> [REQUIRED WORK] Below are records to repeat exactly. Omit the pictures from the copy.

> [MATERIAL FOR THIS TASK]
· · · ·

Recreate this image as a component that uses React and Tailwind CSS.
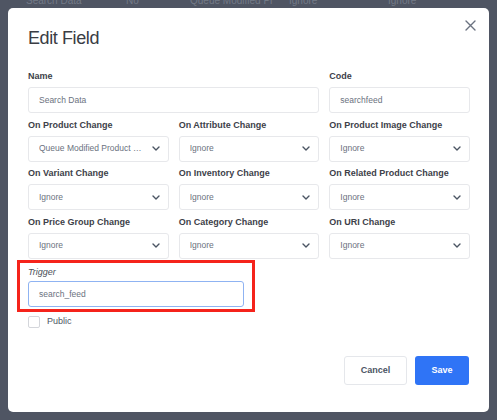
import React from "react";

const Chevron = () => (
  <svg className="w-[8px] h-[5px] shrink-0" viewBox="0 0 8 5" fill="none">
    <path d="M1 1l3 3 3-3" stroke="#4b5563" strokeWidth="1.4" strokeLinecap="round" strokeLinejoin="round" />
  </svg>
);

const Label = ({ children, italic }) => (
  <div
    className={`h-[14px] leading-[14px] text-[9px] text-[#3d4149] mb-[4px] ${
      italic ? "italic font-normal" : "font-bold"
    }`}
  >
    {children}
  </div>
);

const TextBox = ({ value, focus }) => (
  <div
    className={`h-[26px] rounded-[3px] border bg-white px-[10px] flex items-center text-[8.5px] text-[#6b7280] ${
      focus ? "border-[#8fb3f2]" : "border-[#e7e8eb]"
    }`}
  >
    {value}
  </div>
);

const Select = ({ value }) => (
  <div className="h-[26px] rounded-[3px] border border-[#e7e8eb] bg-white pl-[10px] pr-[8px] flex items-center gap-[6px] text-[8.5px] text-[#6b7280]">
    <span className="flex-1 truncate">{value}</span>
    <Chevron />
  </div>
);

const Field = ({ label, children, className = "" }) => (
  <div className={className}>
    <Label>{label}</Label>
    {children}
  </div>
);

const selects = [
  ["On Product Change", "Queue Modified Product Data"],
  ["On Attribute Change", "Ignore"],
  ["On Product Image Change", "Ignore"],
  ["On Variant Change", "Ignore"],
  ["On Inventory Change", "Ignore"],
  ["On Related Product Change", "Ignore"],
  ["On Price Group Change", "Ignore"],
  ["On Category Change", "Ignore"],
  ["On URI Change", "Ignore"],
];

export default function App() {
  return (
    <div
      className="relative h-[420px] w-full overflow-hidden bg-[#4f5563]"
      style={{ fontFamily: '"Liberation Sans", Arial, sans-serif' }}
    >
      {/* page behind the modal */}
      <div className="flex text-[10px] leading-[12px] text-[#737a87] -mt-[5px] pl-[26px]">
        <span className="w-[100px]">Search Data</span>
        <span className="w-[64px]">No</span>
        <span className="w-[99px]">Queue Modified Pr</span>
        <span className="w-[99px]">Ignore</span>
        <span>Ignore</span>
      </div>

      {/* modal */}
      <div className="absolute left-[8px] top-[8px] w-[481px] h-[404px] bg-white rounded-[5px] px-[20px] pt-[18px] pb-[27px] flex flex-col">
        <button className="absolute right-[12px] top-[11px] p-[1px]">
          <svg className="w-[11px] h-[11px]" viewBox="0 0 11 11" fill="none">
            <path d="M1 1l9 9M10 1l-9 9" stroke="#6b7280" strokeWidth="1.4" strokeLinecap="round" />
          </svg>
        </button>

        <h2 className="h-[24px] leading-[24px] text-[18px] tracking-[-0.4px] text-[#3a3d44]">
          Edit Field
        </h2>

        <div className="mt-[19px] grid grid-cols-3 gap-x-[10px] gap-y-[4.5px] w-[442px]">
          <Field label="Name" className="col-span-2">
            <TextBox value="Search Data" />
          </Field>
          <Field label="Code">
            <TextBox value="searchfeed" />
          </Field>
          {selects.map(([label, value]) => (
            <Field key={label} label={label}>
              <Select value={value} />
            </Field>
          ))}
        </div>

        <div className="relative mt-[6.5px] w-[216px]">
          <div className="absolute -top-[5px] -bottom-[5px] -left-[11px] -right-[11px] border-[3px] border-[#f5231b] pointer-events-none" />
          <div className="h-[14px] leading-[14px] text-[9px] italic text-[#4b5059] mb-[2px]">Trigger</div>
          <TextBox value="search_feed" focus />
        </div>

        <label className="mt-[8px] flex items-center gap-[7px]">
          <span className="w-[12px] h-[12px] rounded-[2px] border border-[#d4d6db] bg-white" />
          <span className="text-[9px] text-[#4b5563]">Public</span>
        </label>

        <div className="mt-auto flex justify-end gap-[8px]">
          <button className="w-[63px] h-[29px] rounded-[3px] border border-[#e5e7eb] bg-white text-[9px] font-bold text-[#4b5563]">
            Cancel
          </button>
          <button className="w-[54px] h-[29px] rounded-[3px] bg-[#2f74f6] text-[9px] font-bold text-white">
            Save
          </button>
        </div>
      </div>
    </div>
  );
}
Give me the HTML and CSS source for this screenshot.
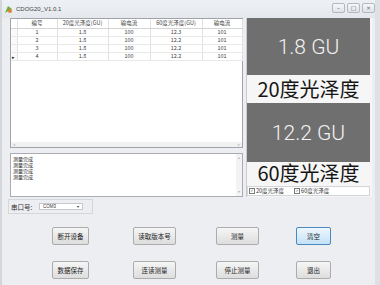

· · · ·

> [RESULT OF THIS EXERCISE]
Recreate this image as a component that uses React and Tailwind CSS.
import React from "react";

const Chevron = () => (
  <svg className="w-[8px] h-[5px] shrink-0" viewBox="0 0 8 5" fill="none">
    <path d="M1 1l3 3 3-3" stroke="#4b5563" strokeWidth="1.4" strokeLinecap="round" strokeLinejoin="round" />
  </svg>
);

const Label = ({ children, italic }) => (
  <div
    className={`h-[14px] leading-[14px] text-[9px] text-[#3d4149] mb-[4px] ${
      italic ? "italic font-normal" : "font-bold"
    }`}
  >
    {children}
  </div>
);

const TextBox = ({ value, focus }) => (
  <div
    className={`h-[26px] rounded-[3px] border bg-white px-[10px] flex items-center text-[8.5px] text-[#6b7280] ${
      focus ? "border-[#8fb3f2]" : "border-[#e7e8eb]"
    }`}
  >
    {value}
  </div>
);

const Select = ({ value }) => (
  <div className="h-[26px] rounded-[3px] border border-[#e7e8eb] bg-white pl-[10px] pr-[8px] flex items-center gap-[6px] text-[8.5px] text-[#6b7280]">
    <span className="flex-1 truncate">{value}</span>
    <Chevron />
  </div>
);

const Field = ({ label, children, className = "" }) => (
  <div className={className}>
    <Label>{label}</Label>
    {children}
  </div>
);

const selects = [
  ["On Product Change", "Queue Modified Product Data"],
  ["On Attribute Change", "Ignore"],
  ["On Product Image Change", "Ignore"],
  ["On Variant Change", "Ignore"],
  ["On Inventory Change", "Ignore"],
  ["On Related Product Change", "Ignore"],
  ["On Price Group Change", "Ignore"],
  ["On Category Change", "Ignore"],
  ["On URI Change", "Ignore"],
];

export default function App() {
  return (
    <div
      className="relative h-[420px] w-full overflow-hidden bg-[#4f5563]"
      style={{ fontFamily: '"Liberation Sans", Arial, sans-serif' }}
    >
      {/* page behind the modal */}
      <div className="flex text-[10px] leading-[12px] text-[#737a87] -mt-[5px] pl-[26px]">
        <span className="w-[100px]">Search Data</span>
        <span className="w-[64px]">No</span>
        <span className="w-[99px]">Queue Modified Pr</span>
        <span className="w-[99px]">Ignore</span>
        <span>Ignore</span>
      </div>

      {/* modal */}
      <div className="absolute left-[8px] top-[8px] w-[481px] h-[404px] bg-white rounded-[5px] px-[20px] pt-[18px] pb-[27px] flex flex-col">
        <button className="absolute right-[12px] top-[11px] p-[1px]">
          <svg className="w-[11px] h-[11px]" viewBox="0 0 11 11" fill="none">
            <path d="M1 1l9 9M10 1l-9 9" stroke="#6b7280" strokeWidth="1.4" strokeLinecap="round" />
          </svg>
        </button>

        <h2 className="h-[24px] leading-[24px] text-[18px] tracking-[-0.4px] text-[#3a3d44]">
          Edit Field
        </h2>

        <div className="mt-[19px] grid grid-cols-3 gap-x-[10px] gap-y-[4.5px] w-[442px]">
          <Field label="Name" className="col-span-2">
            <TextBox value="Search Data" />
          </Field>
          <Field label="Code">
            <TextBox value="searchfeed" />
          </Field>
          {selects.map(([label, value]) => (
            <Field key={label} label={label}>
              <Select value={value} />
            </Field>
          ))}
        </div>

        <div className="relative mt-[6.5px] w-[216px]">
          <div className="absolute -top-[5px] -bottom-[5px] -left-[11px] -right-[11px] border-[3px] border-[#f5231b] pointer-events-none" />
          <div className="h-[14px] leading-[14px] text-[9px] italic text-[#4b5059] mb-[2px]">Trigger</div>
          <TextBox value="search_feed" focus />
        </div>

        <label className="mt-[8px] flex items-center gap-[7px]">
          <span className="w-[12px] h-[12px] rounded-[2px] border border-[#d4d6db] bg-white" />
          <span className="text-[9px] text-[#4b5563]">Public</span>
        </label>

        <div className="mt-auto flex justify-end gap-[8px]">
          <button className="w-[63px] h-[29px] rounded-[3px] border border-[#e5e7eb] bg-white text-[9px] font-bold text-[#4b5563]">
            Cancel
          </button>
          <button className="w-[54px] h-[29px] rounded-[3px] bg-[#2f74f6] text-[9px] font-bold text-white">
            Save
          </button>
        </div>
      </div>
    </div>
  );
}
Give me the HTML and CSS source for this screenshot.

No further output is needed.